Ultimately, navigating the modern tech landscape requires an unrelenting focus on distribution, a culture of ego free iteration, and a clear vision communicated effectively from the top.
Episode Overview
- Explores the evolution of consumer tech, highlighting the shift from an era of easy app distribution to today's highly saturated market where securing distribution is the primary bottleneck for new products.
- Examines the critical balance required for organizational scaling, specifically how leadership must successfully bridge structured operational teams with flat, risk-tolerant innovation pods.
- Details the philosophy of rapid design velocity, emphasizing the need to decouple ego from creative output to continuously generate breakthrough product ideas.
- Outlines the strategic transition from software features to defensible ecosystems, hardware integration, and purpose-driven AI implementation to ensure long-term durability in the tech industry.
Key Concepts
- The Distribution Bottleneck: Product-market fit is no longer enough. In today's saturated consumer tech landscape, acquiring distribution is the primary differentiator and prerequisite for success, often requiring massive capital or leveraging existing networks.
- Software is No Longer a Moat: Standalone software features are easily cloned. True defensibility requires building complex, multi-sided creator ecosystems or vertically integrating into hardware platforms to create value that competitors cannot quickly replicate.
- The Dual Organizational Structure: Enduring companies maintain two distinct systems simultaneously: a large, structured team focused on operational reliability and scale, and a small, flat team focused on high-risk innovation. A healthy tension and continuous dialogue between these two groups is essential for survival.
- Design Velocity and Ego Dissolution: Innovation thrives on sheer volume. By expecting designers to continuously present and critique hundreds of ideas weekly, organizations dissolve the ego and "preciousness" associated with individual concepts, allowing the best ideas to surface organically.
- Ambient Computing and Shared Presence: The next major platform paradigm will move away from mobile screens that isolate users from their physical environments. The future lies in ambient interfaces, like AR glasses, that augment reality and foster shared physical experiences.
- Outcome-Driven AI Integration: Successful AI implementation must be grounded in explicit "jobs to be done" for users and advertisers. Framing AI around tangible business and community needs prevents it from becoming a haphazard, theoretical experiment.
- The CEO as "Explainer-in-Chief": As companies scale, a founder's role shifts dramatically from hands-on product building to organizational alignment. Leadership becomes primarily about communicating context, shaping culture, and continuously explaining the vision to internal and external stakeholders.
Quotes
- At 0:04:32 - "So much of consumer technology focuses on... do I have product market fit... and I think people don't spend nearly enough time thinking about distribution." - Pointing out a common blind spot for founders who over-index on product at the expense of go-to-market strategies.
- At 0:05:25 - "Despite the fact that there were much bigger networks that connected more people, what really mattered was connecting you to the right people." - Explaining Snap's early insight into network effects and why the depth of connections matters more than sheer scale.
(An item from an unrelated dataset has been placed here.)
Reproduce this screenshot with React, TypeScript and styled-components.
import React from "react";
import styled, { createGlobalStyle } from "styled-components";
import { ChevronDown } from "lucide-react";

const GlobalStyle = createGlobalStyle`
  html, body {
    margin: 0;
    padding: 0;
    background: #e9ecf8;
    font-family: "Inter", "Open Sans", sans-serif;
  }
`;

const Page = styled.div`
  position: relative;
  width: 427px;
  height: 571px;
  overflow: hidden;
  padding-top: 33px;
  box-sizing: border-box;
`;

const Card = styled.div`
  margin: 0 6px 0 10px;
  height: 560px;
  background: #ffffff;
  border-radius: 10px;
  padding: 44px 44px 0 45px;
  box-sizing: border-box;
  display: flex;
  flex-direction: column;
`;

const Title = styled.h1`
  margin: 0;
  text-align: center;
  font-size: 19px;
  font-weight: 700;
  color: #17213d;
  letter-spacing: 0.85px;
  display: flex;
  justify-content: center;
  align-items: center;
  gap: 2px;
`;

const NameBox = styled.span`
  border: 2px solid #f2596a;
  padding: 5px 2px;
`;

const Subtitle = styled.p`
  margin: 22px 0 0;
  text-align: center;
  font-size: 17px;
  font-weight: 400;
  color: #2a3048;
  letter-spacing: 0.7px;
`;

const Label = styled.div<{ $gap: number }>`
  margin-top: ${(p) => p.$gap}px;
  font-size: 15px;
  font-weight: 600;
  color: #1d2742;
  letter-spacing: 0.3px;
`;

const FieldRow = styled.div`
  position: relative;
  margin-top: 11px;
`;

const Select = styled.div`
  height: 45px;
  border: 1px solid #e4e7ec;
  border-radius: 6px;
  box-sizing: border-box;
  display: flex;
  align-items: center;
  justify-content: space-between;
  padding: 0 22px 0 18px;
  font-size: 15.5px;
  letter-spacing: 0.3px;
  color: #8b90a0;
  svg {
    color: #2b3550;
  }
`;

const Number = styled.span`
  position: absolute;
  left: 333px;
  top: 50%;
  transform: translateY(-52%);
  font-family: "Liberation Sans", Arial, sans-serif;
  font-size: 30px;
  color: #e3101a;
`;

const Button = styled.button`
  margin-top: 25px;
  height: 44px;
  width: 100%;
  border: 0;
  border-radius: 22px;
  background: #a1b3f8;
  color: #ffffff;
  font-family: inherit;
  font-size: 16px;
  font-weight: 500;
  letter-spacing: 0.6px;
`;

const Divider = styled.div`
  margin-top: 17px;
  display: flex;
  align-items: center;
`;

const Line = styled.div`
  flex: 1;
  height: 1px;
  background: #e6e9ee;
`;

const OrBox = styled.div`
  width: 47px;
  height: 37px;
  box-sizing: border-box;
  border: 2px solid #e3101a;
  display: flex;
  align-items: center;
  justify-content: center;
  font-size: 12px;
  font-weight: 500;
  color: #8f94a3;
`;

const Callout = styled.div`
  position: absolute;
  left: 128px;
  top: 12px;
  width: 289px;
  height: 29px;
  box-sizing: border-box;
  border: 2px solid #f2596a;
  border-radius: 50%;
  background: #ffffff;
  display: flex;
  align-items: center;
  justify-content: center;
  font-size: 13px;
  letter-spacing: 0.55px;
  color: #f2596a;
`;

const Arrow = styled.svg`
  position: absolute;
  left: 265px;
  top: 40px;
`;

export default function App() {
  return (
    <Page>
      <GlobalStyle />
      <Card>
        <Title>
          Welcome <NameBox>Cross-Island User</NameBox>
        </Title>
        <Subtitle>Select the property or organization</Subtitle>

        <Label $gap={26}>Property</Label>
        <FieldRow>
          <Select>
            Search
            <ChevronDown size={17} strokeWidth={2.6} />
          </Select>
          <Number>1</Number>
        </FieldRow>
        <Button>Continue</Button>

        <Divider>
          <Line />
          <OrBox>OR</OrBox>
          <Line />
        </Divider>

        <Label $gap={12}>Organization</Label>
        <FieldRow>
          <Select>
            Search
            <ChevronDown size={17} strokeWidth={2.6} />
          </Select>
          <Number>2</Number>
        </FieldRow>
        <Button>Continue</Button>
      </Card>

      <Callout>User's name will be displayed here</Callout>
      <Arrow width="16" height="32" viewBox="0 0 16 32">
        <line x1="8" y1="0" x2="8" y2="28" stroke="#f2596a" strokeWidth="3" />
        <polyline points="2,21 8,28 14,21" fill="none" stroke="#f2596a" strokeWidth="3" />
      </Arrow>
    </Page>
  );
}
- At 0:10:24 - "15 years ago we essentially learned that software is not a moat, right? Which is something that everyone is discovering today with AI." - Articulating why feature-level innovation is insufficient for building a lasting business in the modern tech landscape.
- At 0:13:35 - "In many ways [phones] isolate us from one another... they actually anchor content in the world... rather than requiring you to look down at some little screen." - Describing the philosophical driver behind investing heavily in AR hardware.
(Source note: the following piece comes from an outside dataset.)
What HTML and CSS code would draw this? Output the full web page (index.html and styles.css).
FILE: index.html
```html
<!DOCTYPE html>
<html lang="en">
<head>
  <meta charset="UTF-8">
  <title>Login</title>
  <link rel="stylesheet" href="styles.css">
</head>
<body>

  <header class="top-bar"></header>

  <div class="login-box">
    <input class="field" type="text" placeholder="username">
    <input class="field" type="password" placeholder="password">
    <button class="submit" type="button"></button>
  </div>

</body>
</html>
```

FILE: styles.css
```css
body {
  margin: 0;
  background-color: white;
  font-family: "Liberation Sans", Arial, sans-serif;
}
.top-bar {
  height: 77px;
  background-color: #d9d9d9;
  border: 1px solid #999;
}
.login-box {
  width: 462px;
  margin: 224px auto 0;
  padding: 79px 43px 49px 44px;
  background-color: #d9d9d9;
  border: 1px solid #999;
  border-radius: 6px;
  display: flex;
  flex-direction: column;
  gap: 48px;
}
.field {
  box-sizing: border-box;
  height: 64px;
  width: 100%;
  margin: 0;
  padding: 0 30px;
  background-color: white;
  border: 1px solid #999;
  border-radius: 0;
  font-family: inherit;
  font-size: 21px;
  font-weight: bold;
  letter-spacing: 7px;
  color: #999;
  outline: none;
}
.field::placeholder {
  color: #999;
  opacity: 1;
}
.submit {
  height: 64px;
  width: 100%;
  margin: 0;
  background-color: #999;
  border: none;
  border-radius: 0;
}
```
- At 0:19:54 - "The companies that are very successful actually have both types of organizations inside their company. And that the leaders of the organization are the ones who are responsible for creating a healthy functioning relationship between the two." - Summarizing the organizational strategy required to balance necessary operational bureaucracy with rapid innovation.
- At 0:21:21 - "The dialogue between those two teams is where a lot of that innovation happens. Because a lot of our engineers working to serve our customers or working on reliability have a bunch of great ideas, and so do our designers, and as long as they're in dialogue, really great things can happen." - Highlighting where true operational breakthroughs occur within a scaled company.
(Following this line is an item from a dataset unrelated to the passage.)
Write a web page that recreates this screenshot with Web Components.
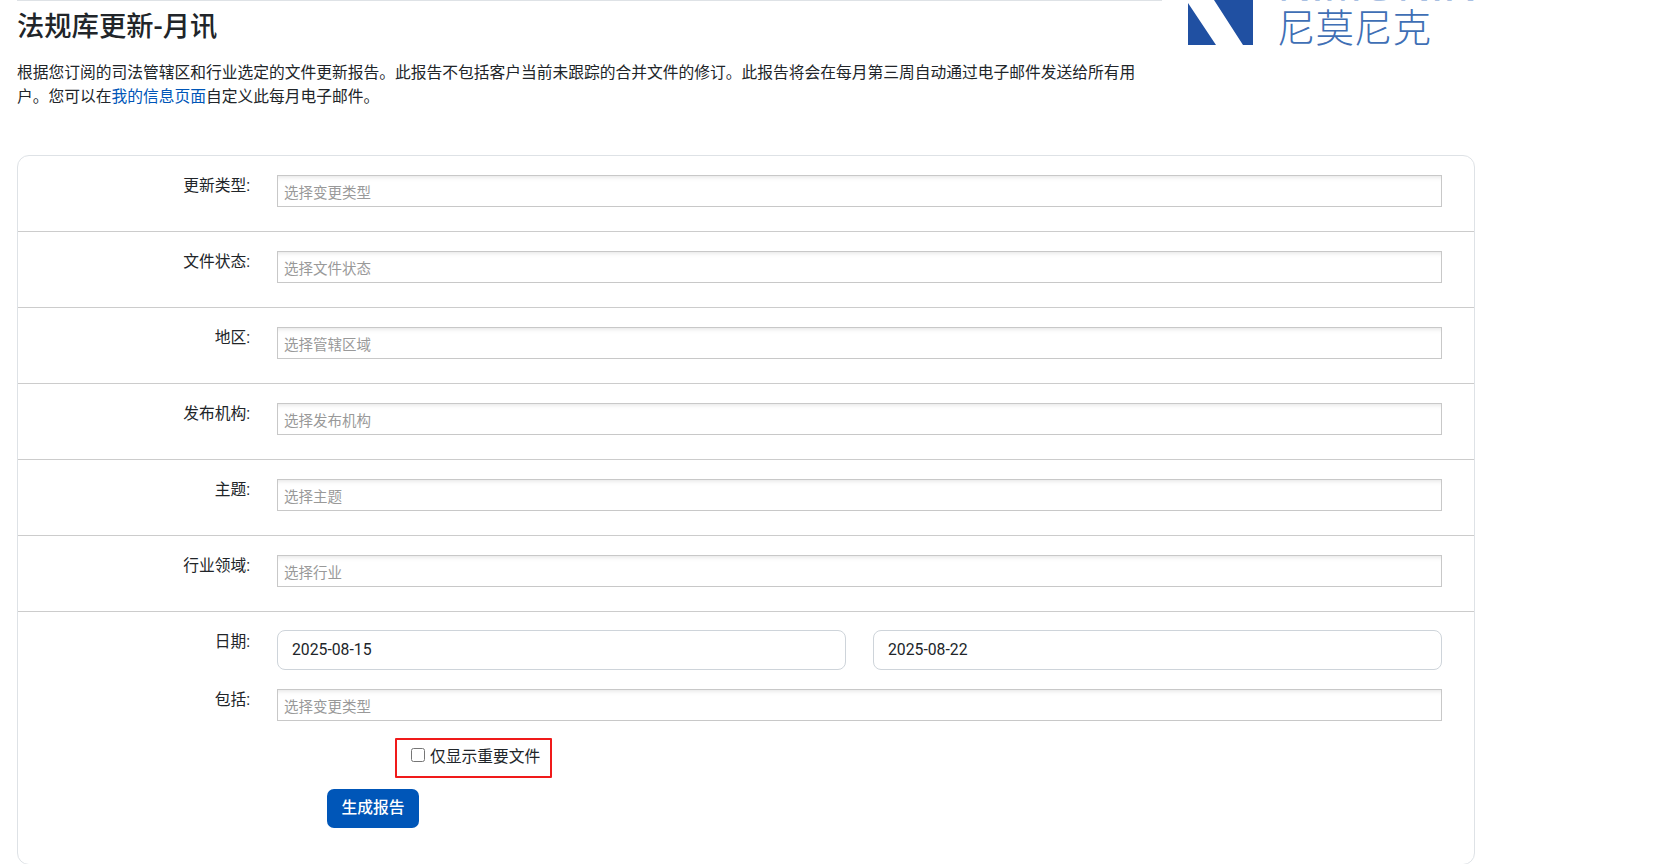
<!DOCTYPE html>
<html lang="zh-CN"><head><meta charset="utf-8">
<style>
html,body{margin:0;padding:0;background:#fff;overflow:hidden;height:864px}
body{font:15.75px/24px Roboto,"Noto Sans CJK SC",sans-serif;color:#212529}
</style></head><body>
<report-page>
  <page-header slot="header">
    <span slot="title">法规库更新-月讯</span>
    根据您订阅的司法管辖区和行业选定的文件更新报告。此报告不包括客户当前未跟踪的合并文件的修订。此报告将会在每月第三周自动通过电子邮件发送给所有用户。您可以在<a href="#" style="color:#0056b8;text-decoration:none">我的信息页面</a>自定义此每月电子邮件。
  </page-header>
  <form-card slot="card">
    <form-row label="更新类型:"><choice-box text="选择变更类型"></choice-box></form-row>
    <form-row label="文件状态:"><choice-box text="选择文件状态"></choice-box></form-row>
    <form-row label="地区:"><choice-box text="选择管辖区域"></choice-box></form-row>
    <form-row label="发布机构:"><choice-box text="选择发布机构"></choice-box></form-row>
    <form-row label="主题:"><choice-box text="选择主题"></choice-box></form-row>
    <form-row label="行业领域:"><choice-box text="选择行业"></choice-box></form-row>
    <report-options></report-options>
  </form-card>
</report-page>
<script>
function def(name,html,init){
  customElements.define(name,class extends HTMLElement{
    constructor(){super();const s=this.attachShadow({mode:'open'});s.innerHTML=html;}
    connectedCallback(){if(init)init(this,this.shadowRoot);}
  });
}
def('report-page',`<style>:host{display:block;padding:0 200px 0 17px}</style><slot name="header"></slot><slot name="card"></slot>`);
def('page-header',`<style>
:host{display:flex;height:155px}
.l{width:1145px;flex:none;border-top:1px solid #dee2e6;box-sizing:border-box}
h1{font:500 27.3px/32px Roboto,"Noto Sans CJK SC",sans-serif;margin:10px 0 18px;color:#212529}
p{margin:0;width:1125px}
svg{display:block;flex:none;margin-left:26px}
</style>
<div class="l"><h1><slot name="title"></slot></h1><p><slot></slot></p></div>
<svg width="287" height="50" viewBox="1188 0 287 50">
<path fill="#2050a2" d="M1188 3V45H1216ZM1214 0H1253V45H1243Z"/>
<text x="1277" y="42" font-family="Noto Sans CJK SC" font-weight="300" font-size="38.5" fill="#3f6fb5">尼莫尼克</text>
<text x="1278" y="0.6" font-family="Liberation Sans" font-size="44" fill="#a9c0e2" textLength="196" lengthAdjust="spacingAndGlyphs">NIMONIK</text>
</svg>`);
def('form-card',`<style>:host{display:block;border:1px solid #dee2e6;border-radius:12px;height:710px;box-sizing:border-box;overflow:hidden}</style><slot></slot>`);
def('form-row',`<style>
:host{display:grid;grid-template-columns:232px 1fr;column-gap:27px;padding:19px 32px 24px 0;border-bottom:1px solid #ccc;height:76px;box-sizing:border-box}
.lab{text-align:right;line-height:20px;padding-top:1px}
</style><div class="lab"></div><slot></slot>`,(h,s)=>{s.querySelector('.lab').textContent=h.getAttribute('label')});
def('choice-box',`<style>
:host{display:block;height:32px;box-sizing:border-box;border:1px solid #c8c8c8;box-shadow:inset 0 5px 5px -4px #e2e2e2;padding:5px 6px 0;font-size:14.5px;line-height:26px;color:#999}
</style><span></span>`,(h,s)=>{s.querySelector('span').textContent=h.getAttribute('text')});
def('date-box',`<style>
:host{display:block;height:40px;box-sizing:border-box;border:1px solid #ced4da;border-radius:8px;padding:7px 14px;line-height:24px;color:#212529}
</style><span></span>`,(h,s)=>{s.querySelector('span').textContent=h.getAttribute('value')});
def('report-options',`<style>
:host{display:block;padding:18px 32px 0 0}
.r{display:grid;grid-template-columns:232px 1fr;column-gap:27px}
.lab{text-align:right;line-height:20px;padding-top:1px}
.lab.d{padding-top:2px}
.dates{display:grid;grid-template-columns:1fr 1fr;gap:27px}
.inc{margin-top:19px}
.chk{display:flex;width:157px;box-sizing:border-box;height:40px;margin:17px 0 0 377px;padding:0 0 2px 14px;border:2px solid #f01a1a;border-radius:1px;align-items:center}
input{margin:0 5px 5px 0;width:14px;height:14px;flex:none}
button{display:block;margin:11px 0 0 309px;width:92px;height:39px;border:0;border-radius:7px;background:#0056b8;color:#fff;font:500 15.75px/24px Roboto,"Noto Sans CJK SC",sans-serif;padding:0 0 2px}
</style>
<div class="r"><div class="lab d">日期:</div><div class="dates"><date-box value="2025-08-15"></date-box><date-box value="2025-08-22"></date-box></div></div>
<div class="r inc"><div class="lab">包括:</div><choice-box text="选择变更类型"></choice-box></div>
<label class="chk"><input type="checkbox">仅显示重要文件</label>
<button type="button">生成报告</button>`);
</script>
</body></html>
- At 0:25:05 - "Our favorite saying is, you know, if you want to have a good idea, you have to have lots of ideas. That's really, really important." - Emphasizing the necessity of high-volume output in the creative and design process.
- At 0:31:38 - "A lot of my view of product management was actually driven by my view of designers and the role that designers should play... designers really are producing visuals, they're not really producing the product direction or the strategy..." - Challenging the traditional tech industry dynamic to advocate for design-led product strategy.
- At 0:43:04 - "What we want to get rid of is that sense of preciousness that people have around ideas" - Highlighting the importance of decoupling ego from the creative process to foster rapid iteration.
- At 0:47:39 - "starting with the jobs to be done for our community and our advertisers... it became very clear where we could use agents" - Providing a practical, outcome-driven framework for implementing AI effectively in a business.
- At 0:50:55 - "being president is really like being explainer-in-chief. And your job is actually to just explain stuff to people... and help them make sense of the world and the company" - Revealing the primary, communication-heavy function of leadership as an organization scales.
Takeaways
- Prioritize solving your distribution strategy early, as simply building a product with strong market fit is no longer sufficient to guarantee consumer adoption.
- Empower design teams to drive product strategy and direction rather than treating them merely as executors of visual aesthetics.
- Establish an un-gated, high-velocity design critique process where teams are expected to present raw work constantly to eliminate creative preciousness.
- Analyze the underlying emotional needs and friction points of your customers rather than simply building the direct feature requests they ask for.
- Invest in developer ecosystems, creator networks, or hardware integration to create defensible moats that competitors cannot easily clone with basic software.
- Map all new AI initiatives directly to existing "jobs to be done" for your customers or business, avoiding technology-first vanity projects.
- Shift your leadership focus from hands-on product building to continuously communicating and translating the company's vision as your organization scales.